I would be the first to admit that as yarnstorming goes, my first attempt lacks the skill and creativity of some of Perri's other actions. With a group of friends, she targeted the six churches in the nursery rhyme Oranges and Lemons, knitting figures, icons, boats and fruit to decorate the sites, sometimes hanging the pieces over the doors, at others entwining them around railings. The YouTube video of their efforts that day (tinyurl.com/orangesand) is a wonderfully idiosyncratic work of true beauty.

In all honesty, I doubt my efforts have radically redrawn the inhabitants' vision of London, but it was fun – free and colourful fun.
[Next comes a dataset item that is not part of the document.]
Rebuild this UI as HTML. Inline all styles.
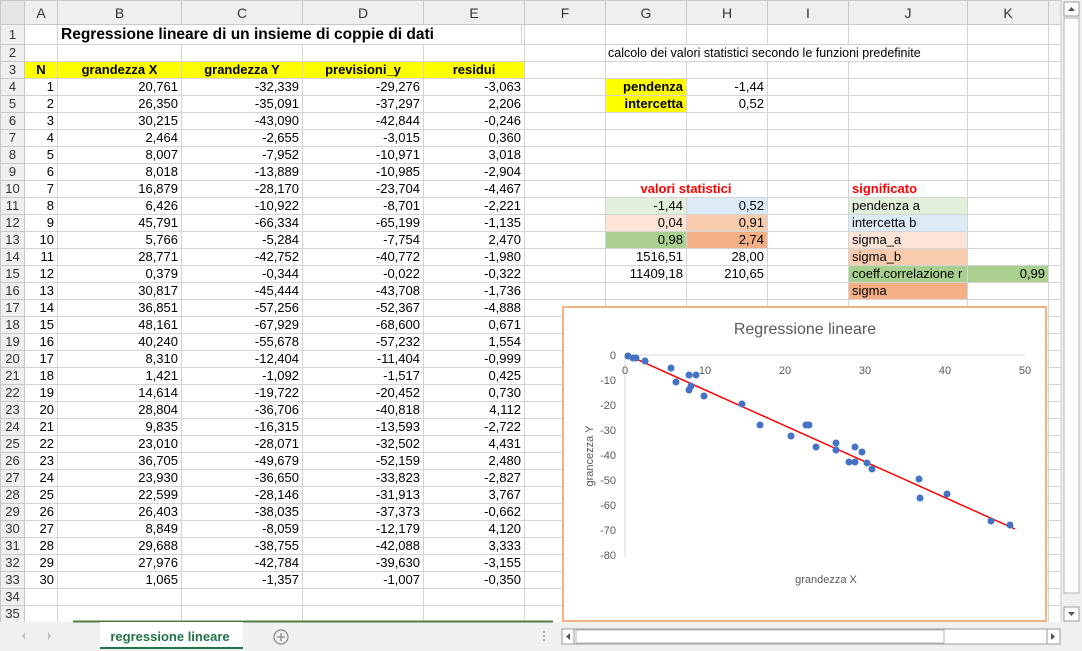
<!DOCTYPE html>
<html><head><meta charset="utf-8"><style>
*{margin:0;padding:0;box-sizing:border-box}
body{width:1082px;height:651px;overflow:hidden;background:#fff;font-family:"Liberation Sans",Arial,sans-serif;font-size:13px;color:#000;position:relative}
table{border-collapse:collapse;table-layout:fixed;position:absolute;left:0;top:0;width:1061px}
td{border:1px solid #d4d4d4;height:17px;padding:0 3px;white-space:nowrap;overflow:hidden;text-align:right;line-height:16px}
tr.h td{height:24px;background:#efefef;text-align:center;color:#333;font-size:14px;border-color:#c8c8c8}
td.rh{background:#efefef;text-align:center;color:#333;border-color:#c8c8c8;padding:0}
.y{background:#ffff00;font-weight:bold;text-align:center}
.l{text-align:left}
.b{font-weight:bold}
.r{color:#ff0000;font-weight:bold}
.abs{position:absolute;white-space:nowrap}
</style></head><body>
<table>
<colgroup><col style="width:24px"><col style="width:33px"><col style="width:124px"><col style="width:121px"><col style="width:121px"><col style="width:101px"><col style="width:81px"><col style="width:81px"><col style="width:81px"><col style="width:81px"><col style="width:119px"><col style="width:81px"><col style="width:13px"></colgroup>
<tr class="h"><td style="background:#e6e6e6"></td><td>A</td><td>B</td><td>C</td><td>D</td><td>E</td><td>F</td><td>G</td><td>H</td><td>I</td><td>J</td><td>K</td><td></td></tr>
<tr><td class="rh" style="height:20px">1</td><td></td><td></td><td></td><td></td><td></td><td></td><td></td><td></td><td></td><td></td><td></td><td></td></tr>
<tr><td class="rh">2</td><td></td><td></td><td></td><td></td><td></td><td></td><td></td><td></td><td></td><td></td><td></td><td></td></tr>
<tr><td class="rh">3</td><td class="y">N</td><td class="y">grandezza X</td><td class="y">grandezza Y</td><td class="y">previsioni_y</td><td class="y">residui</td><td></td><td></td><td></td><td></td><td></td><td></td><td></td></tr>
<tr><td class="rh">4</td><td>1</td><td>20,761</td><td>-32,339</td><td>-29,276</td><td>-3,063</td><td></td><td style="background:#ffff00" class="b">pendenza</td><td>-1,44</td><td></td><td></td><td></td><td></td></tr>
<tr><td class="rh">5</td><td>2</td><td>26,350</td><td>-35,091</td><td>-37,297</td><td>2,206</td><td></td><td style="background:#ffff00" class="b">intercetta</td><td>0,52</td><td></td><td></td><td></td><td></td></tr>
<tr><td class="rh">6</td><td>3</td><td>30,215</td><td>-43,090</td><td>-42,844</td><td>-0,246</td><td></td><td></td><td></td><td></td><td></td><td></td><td></td></tr>
<tr><td class="rh">7</td><td>4</td><td>2,464</td><td>-2,655</td><td>-3,015</td><td>0,360</td><td></td><td></td><td></td><td></td><td></td><td></td><td></td></tr>
<tr><td class="rh">8</td><td>5</td><td>8,007</td><td>-7,952</td><td>-10,971</td><td>3,018</td><td></td><td></td><td></td><td></td><td></td><td></td><td></td></tr>
<tr><td class="rh">9</td><td>6</td><td>8,018</td><td>-13,889</td><td>-10,985</td><td>-2,904</td><td></td><td></td><td></td><td></td><td></td><td></td><td></td></tr>
<tr><td class="rh">10</td><td>7</td><td>16,879</td><td>-28,170</td><td>-23,704</td><td>-4,467</td><td></td><td></td><td></td><td></td><td class="l r">significato</td><td></td><td></td></tr>
<tr><td class="rh">11</td><td>8</td><td>6,426</td><td>-10,922</td><td>-8,701</td><td>-2,221</td><td></td><td style="background:#e2efda">-1,44</td><td style="background:#ddebf7">0,52</td><td></td><td class="l" style="background:#e2efda">pendenza a</td><td></td><td></td></tr>
<tr><td class="rh">12</td><td>9</td><td>45,791</td><td>-66,334</td><td>-65,199</td><td>-1,135</td><td></td><td style="background:#fce4d6">0,04</td><td style="background:#f8cbad">0,91</td><td></td><td class="l" style="background:#ddebf7">intercetta b</td><td></td><td></td></tr>
<tr><td class="rh">13</td><td>10</td><td>5,766</td><td>-5,284</td><td>-7,754</td><td>2,470</td><td></td><td style="background:#a9d08e">0,98</td><td style="background:#f4b084">2,74</td><td></td><td class="l" style="background:#fce4d6">sigma_a</td><td></td><td></td></tr>
<tr><td class="rh">14</td><td>11</td><td>28,771</td><td>-42,752</td><td>-40,772</td><td>-1,980</td><td></td><td>1516,51</td><td>28,00</td><td></td><td class="l" style="background:#f8cbad">sigma_b</td><td></td><td></td></tr>
<tr><td class="rh">15</td><td>12</td><td>0,379</td><td>-0,344</td><td>-0,022</td><td>-0,322</td><td></td><td>11409,18</td><td>210,65</td><td></td><td class="l" style="background:#a9d08e">coeff.correlazione r</td><td style="background:#a9d08e">0,99</td><td></td></tr>
<tr><td class="rh">16</td><td>13</td><td>30,817</td><td>-45,444</td><td>-43,708</td><td>-1,736</td><td></td><td></td><td></td><td></td><td class="l" style="background:#f4b084">sigma</td><td></td><td></td></tr>
<tr><td class="rh">17</td><td>14</td><td>36,851</td><td>-57,256</td><td>-52,367</td><td>-4,888</td><td></td><td></td><td></td><td></td><td></td><td></td><td></td></tr>
<tr><td class="rh">18</td><td>15</td><td>48,161</td><td>-67,929</td><td>-68,600</td><td>0,671</td><td></td><td></td><td></td><td></td><td></td><td></td><td></td></tr>
<tr><td class="rh">19</td><td>16</td><td>40,240</td><td>-55,678</td><td>-57,232</td><td>1,554</td><td></td><td></td><td></td><td></td><td></td><td></td><td></td></tr>
<tr><td class="rh">20</td><td>17</td><td>8,310</td><td>-12,404</td><td>-11,404</td><td>-0,999</td><td></td><td></td><td></td><td></td><td></td><td></td><td></td></tr>
<tr><td class="rh">21</td><td>18</td><td>1,421</td><td>-1,092</td><td>-1,517</td><td>0,425</td><td></td><td></td><td></td><td></td><td></td><td></td><td></td></tr>
<tr><td class="rh">22</td><td>19</td><td>14,614</td><td>-19,722</td><td>-20,452</td><td>0,730</td><td></td><td></td><td></td><td></td><td></td><td></td><td></td></tr>
<tr><td class="rh">23</td><td>20</td><td>28,804</td><td>-36,706</td><td>-40,818</td><td>4,112</td><td></td><td></td><td></td><td></td><td></td><td></td><td></td></tr>
<tr><td class="rh">24</td><td>21</td><td>9,835</td><td>-16,315</td><td>-13,593</td><td>-2,722</td><td></td><td></td><td></td><td></td><td></td><td></td><td></td></tr>
<tr><td class="rh">25</td><td>22</td><td>23,010</td><td>-28,071</td><td>-32,502</td><td>4,431</td><td></td><td></td><td></td><td></td><td></td><td></td><td></td></tr>
<tr><td class="rh">26</td><td>23</td><td>36,705</td><td>-49,679</td><td>-52,159</td><td>2,480</td><td></td><td></td><td></td><td></td><td></td><td></td><td></td></tr>
<tr><td class="rh">27</td><td>24</td><td>23,930</td><td>-36,650</td><td>-33,823</td><td>-2,827</td><td></td><td></td><td></td><td></td><td></td><td></td><td></td></tr>
<tr><td class="rh">28</td><td>25</td><td>22,599</td><td>-28,146</td><td>-31,913</td><td>3,767</td><td></td><td></td><td></td><td></td><td></td><td></td><td></td></tr>
<tr><td class="rh">29</td><td>26</td><td>26,403</td><td>-38,035</td><td>-37,373</td><td>-0,662</td><td></td><td></td><td></td><td></td><td></td><td></td><td></td></tr>
<tr><td class="rh">30</td><td>27</td><td>8,849</td><td>-8,059</td><td>-12,179</td><td>4,120</td><td></td><td></td><td></td><td></td><td></td><td></td><td></td></tr>
<tr><td class="rh">31</td><td>28</td><td>29,688</td><td>-38,755</td><td>-42,088</td><td>3,333</td><td></td><td></td><td></td><td></td><td></td><td></td><td></td></tr>
<tr><td class="rh">32</td><td>29</td><td>27,976</td><td>-42,784</td><td>-39,630</td><td>-3,155</td><td></td><td></td><td></td><td></td><td></td><td></td><td></td></tr>
<tr><td class="rh">33</td><td>30</td><td>1,065</td><td>-1,357</td><td>-1,007</td><td>-0,350</td><td></td><td></td><td></td><td></td><td></td><td></td><td></td></tr>
<tr><td class="rh">34</td><td></td><td></td><td></td><td></td><td></td><td></td><td></td><td></td><td></td><td></td><td></td><td></td></tr>
<tr><td class="rh">35</td><td></td><td></td><td></td><td></td><td></td><td></td><td></td><td></td><td></td><td></td><td></td><td></td></tr>
</table>

<div class="abs b" style="left:58px;top:25px;height:19px;line-height:19px;font-size:15.5px;background:#fff;padding:0 3px;width:464px;border-right:1px solid #d4d4d4">Regressione lineare di un insieme di coppie di dati</div>
<div class="abs" style="left:606px;top:45px;height:16px;line-height:16px;font-size:12.5px;background:#fff;padding-left:2px;width:355px">calcolo dei valori statistici secondo le funzioni predefinite</div>
<div class="abs r" style="left:606px;top:181px;height:16px;line-height:16px;background:#fff;width:160px;text-align:center">valori statistici</div>

<svg style="position:absolute;left:0;top:0" width="1082" height="651">
<rect x="563" y="307" width="483" height="314" fill="#fff" stroke="#f4b183" stroke-width="2"/>
<text x="805" y="334" font-size="16" fill="#595959" text-anchor="middle" font-family="Liberation Sans,sans-serif">Regressione lineare</text>
<line x1="625" y1="355" x2="1025" y2="355" stroke="#d9d9d9"/>
<line x1="625" y1="355" x2="625" y2="557" stroke="#d9d9d9"/>
<g font-size="11" fill="#595959" text-anchor="end" font-family="Liberation Sans,sans-serif">
<text x="616" y="359">0</text><text x="616" y="384">-10</text><text x="616" y="409">-20</text><text x="616" y="434">-30</text><text x="616" y="459">-40</text><text x="616" y="484">-50</text><text x="616" y="509">-60</text><text x="616" y="534">-70</text><text x="616" y="559">-80</text>
</g>
<g font-size="11" fill="#595959" text-anchor="middle" font-family="Liberation Sans,sans-serif">
<text x="625" y="374">0</text><text x="705" y="374">10</text><text x="785" y="374">20</text><text x="865" y="374">30</text><text x="945" y="374">40</text><text x="1025" y="374">50</text>
<text x="826" y="583">grandezza X</text>
<text transform="translate(593,456) rotate(-90)">grancezza Y</text>
</g>
<line x1="625" y1="354" x2="1015" y2="529" stroke="#ff0000" stroke-width="1.5"/>
<g fill="#4472c4">
<circle cx="791" cy="436" r="3.5"/><circle cx="836" cy="443" r="3.5"/><circle cx="867" cy="463" r="3.5"/><circle cx="645" cy="361" r="3.5"/><circle cx="689" cy="375" r="3.5"/><circle cx="689" cy="390" r="3.5"/><circle cx="760" cy="425" r="3.5"/><circle cx="676" cy="382" r="3.5"/><circle cx="991" cy="521" r="3.5"/><circle cx="671" cy="368" r="3.5"/><circle cx="855" cy="462" r="3.5"/><circle cx="628" cy="356" r="3.5"/><circle cx="872" cy="469" r="3.5"/><circle cx="920" cy="498" r="3.5"/><circle cx="1010" cy="525" r="3.5"/><circle cx="947" cy="494" r="3.5"/><circle cx="691" cy="386" r="3.5"/><circle cx="636" cy="358" r="3.5"/><circle cx="742" cy="404" r="3.5"/><circle cx="855" cy="447" r="3.5"/><circle cx="704" cy="396" r="3.5"/><circle cx="809" cy="425" r="3.5"/><circle cx="919" cy="479" r="3.5"/><circle cx="816" cy="447" r="3.5"/><circle cx="806" cy="425" r="3.5"/><circle cx="836" cy="450" r="3.5"/><circle cx="696" cy="375" r="3.5"/><circle cx="862" cy="452" r="3.5"/><circle cx="849" cy="462" r="3.5"/><circle cx="633" cy="358" r="3.5"/>
</g>
<rect x="1061" y="0" width="21" height="622" fill="#f0f0f0"/>
<line x1="1061" y1="0" x2="1061" y2="622" stroke="#c8c8c8"/>
<rect x="1064" y="2" width="15" height="14" fill="#fff" stroke="#9a9a9a"/>
<path d="M1068 11 L1071.5 7 L1075 11Z" fill="#555"/>
<rect x="1064" y="18" width="15" height="575" fill="#fff" stroke="#b5b5b5"/>
<rect x="1064" y="607" width="15" height="14" fill="#fff" stroke="#9a9a9a"/>
<path d="M1068 612 L1071.5 616 L1075 612Z" fill="#555"/>
<rect x="0" y="622" width="1082" height="29" fill="#f0f0f0"/>
<line x1="73" y1="621.5" x2="553" y2="621.5" stroke="#4f7f3c" stroke-width="2"/>
<rect x="100" y="622" width="143" height="26" fill="#fff"/>
<line x1="100" y1="648" x2="243" y2="648" stroke="#217346" stroke-width="2"/>
<text x="170" y="641" font-size="13" font-weight="bold" fill="#217346" text-anchor="middle" font-family="Liberation Sans,sans-serif">regressione lineare</text>
<path d="M25 632 L22 636 L25 640Z M48 632 L51 636 L48 640Z" fill="#c0c0c0"/>
<circle cx="281" cy="637" r="7" fill="none" stroke="#888" stroke-width="1.2"/>
<path d="M277 637 H285 M281 633 V641" stroke="#888" stroke-width="1.3"/>
<g fill="#aaa"><rect x="543" y="631" width="2" height="2"/><rect x="543" y="635" width="2" height="2"/><rect x="543" y="639" width="2" height="2"/></g>
<rect x="562" y="629" width="498" height="15" fill="#fff" stroke="#9a9a9a"/>
<rect x="562" y="629" width="12" height="15" fill="#fff" stroke="#9a9a9a"/>
<path d="M570 633 L566 636.5 L570 640Z" fill="#555"/>
<rect x="576" y="630" width="368" height="13" fill="#fff" stroke="#b5b5b5"/>
<rect x="1047" y="629" width="13" height="15" fill="#fff" stroke="#9a9a9a"/>
<path d="M1051 633 L1055 636.5 L1051 640Z" fill="#555"/>
</svg>
</body></html>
Standing back from the sculpture, I suddenly realise what the whole thing looks like. Seriously, folks – take a look at the picture. It may not be anatomically exact, and it may have more in common with the classic bus shelter scrawl, but without a doubt the Curlicue is a massive set of genitals standing opposite Canary Wharf, celebrating the London Docklands Development Corporation. Perhaps I have underestimated the artist William Pye, and I wonder if any of the corporate bigwigs who commissioned the piece had the nerve to say: "I don't know much about art, but are you suggesting we are a bunch of knobs?"